Last Updated: Monday, 05 June 2023, 10:55 GMT

Internet Under Surveillance 2004 - Burundi

Publisher Reporters Without Borders
Publication Date 2004
Cite as Reporters Without Borders, Internet Under Surveillance 2004 - Burundi, 2004, available at: https://www.refworld.org/docid/46e69185c.html [accessed 6 June 2023]
DisclaimerThis is not a UNHCR publication. UNHCR is not responsible for, nor does it necessarily endorse, its content. Any views expressed are solely those of the author or publisher and do not necessarily reflect those of UNHCR, the United Nations or its Member States.
  • Population: 6,602,000
  • Internet users: 8,000 (2002)
  • Average charge for 20 hours of connection: 64 euros
  • DAI*: 0.10
  • Situation**: middling

Press freedom changes according to the state of peace talks between the government and rebel forces. When things are especially tense, such as after armed clashes, the media are targeted by the authorities. But the country has fewer than 10,000 Internet users, so controlling the Internet is not a priority.

A journalist imprisoned

Jean-Claude Kavumbagu, head of the Net Press news agency, was arrested by the secret police in Bujumbura on 5 July 2003 and accused of carrying material on the agency's website that insulted the government.
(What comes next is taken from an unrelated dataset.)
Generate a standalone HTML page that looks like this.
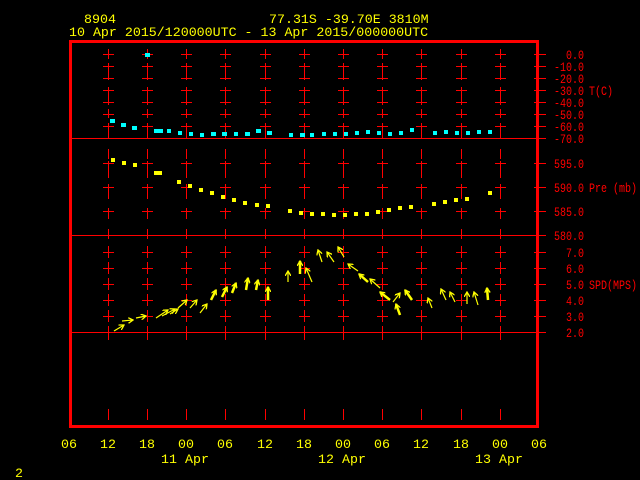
<!DOCTYPE html>
<html><head><style>
body{margin:0;background:#000;width:640px;height:480px;overflow:hidden}
svg{display:block}
text{font-family:"Liberation Mono",monospace}
</style></head><body>
<svg width="640" height="480" xmlns="http://www.w3.org/2000/svg">
<defs>
<g id="col" stroke="#ff0000" stroke-width="1" fill="none">
<path d="M0.5 49V59M0.5 63V80M0.5 87V105M0.5 109V118M0.5 123V138M0.5 149V159M0.5 161V178M0.5 184V199M0.5 208V219M0.5 229V239M0.5 246V258M0.5 262V274M0.5 278V290M0.5 294V306M0.5 310V322M0.5 326V340M0.5 409V420"/>
<path d="M-5 54.5H6M-5 66.5H6M-5 78.5H6M-5 90.5H6M-5 102.5H6M-5 114.5H6M-5 126.5H6M-5 163.5H6M-5 187.5H6M-5 211.5H6M-5 252.5H6M-5 268.5H6M-5 284.5H6M-5 300.5H6M-5 316.5H6"/>
</g>
<marker id="a" markerWidth="6" markerHeight="6" refX="5" refY="3" orient="auto" markerUnits="userSpaceOnUse"><path d="M0 0L5 3L0 6" fill="none" stroke="#ffff00" stroke-width="1.3"/></marker>
</defs>
<g fill="#ffff00" font-size="13.3">
<text x="84" y="23">8904</text>
<text x="269" y="23">77.31S  -39.70E  3810M</text>
<text x="69" y="36">10 Apr 2015/120000UTC - 13 Apr 2015/000000UTC</text>
</g>
<g fill="#ffff00" font-size="13.3" text-anchor="middle">
<text x="69" y="448">06</text><text x="108" y="448">12</text><text x="147" y="448">18</text><text x="186" y="448">00</text><text x="225" y="448">06</text><text x="265" y="448">12</text><text x="304" y="448">18</text><text x="343" y="448">00</text><text x="382" y="448">06</text><text x="421" y="448">12</text><text x="461" y="448">18</text><text x="500" y="448">00</text><text x="539" y="448">06</text>
<text x="185" y="463">11 Apr</text><text x="342" y="463">12 Apr</text><text x="499" y="463">13 Apr</text>
</g>
<text x="15" y="477" fill="#ffff00" font-size="13.3">2</text>
<g fill="#ff0000" font-size="12.5" lengthAdjust="spacingAndGlyphs">
<text x="566" y="59" textLength="18" lengthAdjust="spacingAndGlyphs">0.0</text>
<text x="554" y="71" textLength="30" lengthAdjust="spacingAndGlyphs">-10.0</text>
<text x="554" y="83" textLength="30" lengthAdjust="spacingAndGlyphs">-20.0</text>
<text x="554" y="95" textLength="30" lengthAdjust="spacingAndGlyphs">-30.0</text>
<text x="554" y="107" textLength="30" lengthAdjust="spacingAndGlyphs">-40.0</text>
<text x="554" y="119" textLength="30" lengthAdjust="spacingAndGlyphs">-50.0</text>
<text x="554" y="131" textLength="30" lengthAdjust="spacingAndGlyphs">-60.0</text>
<text x="554" y="143" textLength="30" lengthAdjust="spacingAndGlyphs">-70.0</text>
<text x="554" y="168" textLength="30" lengthAdjust="spacingAndGlyphs">595.0</text>
<text x="554" y="192" textLength="30" lengthAdjust="spacingAndGlyphs">590.0</text>
<text x="554" y="216" textLength="30" lengthAdjust="spacingAndGlyphs">585.0</text>
<text x="554" y="240" textLength="30" lengthAdjust="spacingAndGlyphs">580.0</text>
<text x="566" y="257" textLength="18" lengthAdjust="spacingAndGlyphs">7.0</text>
<text x="566" y="273" textLength="18" lengthAdjust="spacingAndGlyphs">6.0</text>
<text x="566" y="289" textLength="18" lengthAdjust="spacingAndGlyphs">5.0</text>
<text x="566" y="305" textLength="18" lengthAdjust="spacingAndGlyphs">4.0</text>
<text x="566" y="321" textLength="18" lengthAdjust="spacingAndGlyphs">3.0</text>
<text x="566" y="337" textLength="18" lengthAdjust="spacingAndGlyphs">2.0</text>
<text x="589" y="95" textLength="24" lengthAdjust="spacingAndGlyphs">T(C)</text>
<text x="589" y="192" textLength="48" lengthAdjust="spacingAndGlyphs">Pre (mb)</text>
<text x="589" y="289" textLength="48" lengthAdjust="spacingAndGlyphs">SPD(MPS)</text>
</g>
<g stroke="#ff0000" stroke-width="1" fill="none">
<line x1="70" y1="138.5" x2="539" y2="138.5"/>
<line x1="70" y1="235.5" x2="539" y2="235.5"/>
<line x1="70" y1="332.5" x2="539" y2="332.5"/>
</g>
<use href="#col" x="108"/><use href="#col" x="147"/><use href="#col" x="186"/><use href="#col" x="225"/><use href="#col" x="265"/><use href="#col" x="304"/><use href="#col" x="343"/><use href="#col" x="382"/><use href="#col" x="421"/><use href="#col" x="461"/><use href="#col" x="500"/>
<path d="M534 54.5H546M534 66.5H546M534 78.5H546M534 90.5H546M534 102.5H546M534 114.5H546M534 126.5H546M534 138.5H546M534 163.5H546M534 187.5H546M534 211.5H546M534 235.5H546M534 252.5H546M534 268.5H546M534 284.5H546M534 300.5H546M534 316.5H546M534 332.5H546" stroke="#ff0000"/>
<rect x="70.5" y="41.5" width="467" height="385" fill="none" stroke="#ff0000" stroke-width="3"/>
<g fill="#00ffff">
<rect x="145" y="53" width="5" height="4"/>
<rect x="110" y="119" width="5" height="4"/><rect x="121" y="123" width="5" height="4"/><rect x="132" y="126" width="5" height="4"/><rect x="154" y="129" width="9" height="4"/><rect x="167" y="129" width="4" height="4"/><rect x="178" y="131" width="4" height="4"/><rect x="189" y="132" width="4" height="4"/><rect x="200" y="133" width="4" height="4"/><rect x="211" y="132" width="5" height="4"/><rect x="222" y="132" width="5" height="4"/><rect x="234" y="132" width="4" height="4"/><rect x="245" y="132" width="5" height="4"/><rect x="256" y="129" width="5" height="4"/><rect x="267" y="131" width="5" height="4"/><rect x="289" y="133" width="4" height="4"/><rect x="300" y="133" width="5" height="4"/><rect x="310" y="133" width="4" height="4"/><rect x="322" y="132" width="4" height="4"/><rect x="333" y="132" width="4" height="4"/><rect x="344" y="132" width="4" height="4"/><rect x="355" y="131" width="4" height="4"/><rect x="366" y="130" width="4" height="4"/><rect x="377" y="131" width="4" height="4"/><rect x="388" y="132" width="4" height="4"/><rect x="399" y="131" width="4" height="4"/><rect x="410" y="128" width="4" height="4"/><rect x="433" y="131" width="4" height="4"/><rect x="444" y="130" width="4" height="4"/><rect x="455" y="131" width="4" height="4"/><rect x="466" y="131" width="4" height="4"/><rect x="477" y="130" width="4" height="4"/><rect x="488" y="130" width="4" height="4"/>
</g>
<g fill="#ffff00">
<rect x="111" y="158" width="4" height="4"/><rect x="122" y="161" width="4" height="4"/><rect x="133" y="163" width="4" height="4"/><rect x="154" y="171" width="8" height="4"/><rect x="177" y="180" width="4" height="4"/><rect x="188" y="184" width="4" height="4"/><rect x="199" y="188" width="4" height="4"/><rect x="210" y="191" width="4" height="4"/><rect x="221" y="195" width="4" height="4"/><rect x="232" y="198" width="4" height="4"/><rect x="243" y="201" width="4" height="4"/><rect x="255" y="203" width="4" height="4"/><rect x="266" y="204" width="4" height="4"/><rect x="288" y="209" width="4" height="4"/><rect x="299" y="211" width="4" height="4"/><rect x="310" y="212" width="4" height="4"/><rect x="321" y="212" width="4" height="4"/><rect x="332" y="213" width="4" height="4"/><rect x="343" y="213" width="4" height="4"/><rect x="354" y="212" width="4" height="4"/><rect x="365" y="212" width="4" height="4"/><rect x="376" y="210" width="4" height="4"/><rect x="387" y="208" width="4" height="4"/><rect x="398" y="206" width="4" height="4"/><rect x="409" y="205" width="4" height="4"/><rect x="432" y="202" width="4" height="4"/><rect x="443" y="200" width="4" height="4"/><rect x="454" y="198" width="4" height="4"/><rect x="465" y="197" width="4" height="4"/><rect x="488" y="191" width="4" height="4"/>
</g>
<g stroke="#ffff00" stroke-width="1.2" marker-end="url(#a)">
<line x1="114" y1="331" x2="124" y2="325"/><line x1="122" y1="321" x2="133" y2="320"/><line x1="136" y1="318" x2="146" y2="316"/>
<line x1="156" y1="318" x2="168" y2="310"/><line x1="162" y1="316" x2="175" y2="309"/><line x1="170" y1="314" x2="178" y2="309"/>
<line x1="178" y1="308" x2="187" y2="300"/><line x1="190" y1="308" x2="197" y2="300"/><line x1="200" y1="313" x2="207" y2="304"/>
<line x1="288" y1="282" x2="288" y2="271"/><line x1="312" y1="282" x2="306" y2="268"/><line x1="322" y1="262" x2="318" y2="250"/><line x1="334" y1="262" x2="327" y2="252"/><line x1="344" y1="257" x2="338" y2="247"/><line x1="358" y1="271" x2="348" y2="264"/><line x1="380" y1="288" x2="370" y2="279"/><line x1="393" y1="302" x2="400" y2="293"/>
<line x1="432" y1="308" x2="428" y2="298"/><line x1="446" y1="300" x2="441" y2="289"/><line x1="455" y1="302" x2="450" y2="292"/><line x1="467" y1="304" x2="467" y2="292"/><line x1="478" y1="305" x2="474" y2="292"/>
</g>
<g stroke="#ffff00" stroke-width="2.5" marker-end="url(#a)">
<line x1="211" y1="300" x2="216" y2="290"/><line x1="222" y1="297" x2="227" y2="287"/><line x1="232" y1="293" x2="236" y2="283"/><line x1="246" y1="290" x2="248" y2="278"/><line x1="256" y1="290" x2="258" y2="280"/><line x1="268" y1="300" x2="268" y2="287"/>
<line x1="300" y1="274" x2="300" y2="261"/><line x1="368" y1="282" x2="359" y2="274"/><line x1="390" y1="300" x2="380" y2="292"/><line x1="400" y1="315" x2="396" y2="304"/><line x1="412" y1="300" x2="405" y2="290"/><line x1="488" y1="300" x2="487" y2="288"/>
</g>
</svg>
</body></html>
The minister of communications had summoned him the day before and asked him to remove a link on the site to Agora, a European-based Burundian group whose website described the president, Domitien Ndayizeye, and other regime officials as "coup-makers and perpetrators of genocide" whose hands were stained with "the blood of innocents." Kavumbagu was freed on 10 July.

Links

* The DAI (Digital Access Index) has been devised by the International Telecommunications Union to measure the access of a country's inhabitants to information and communication technology. It ranges from 0 (none at all) to 1 (complete access).

** Assessment of the situation in each country (good, middling, difficult, serious) is based on murders, imprisonment or harassment of cyber-dissidents or journalists, censorship of news sites, existence of independent news sites, existence of independent ISPs and deliberately high connection charges.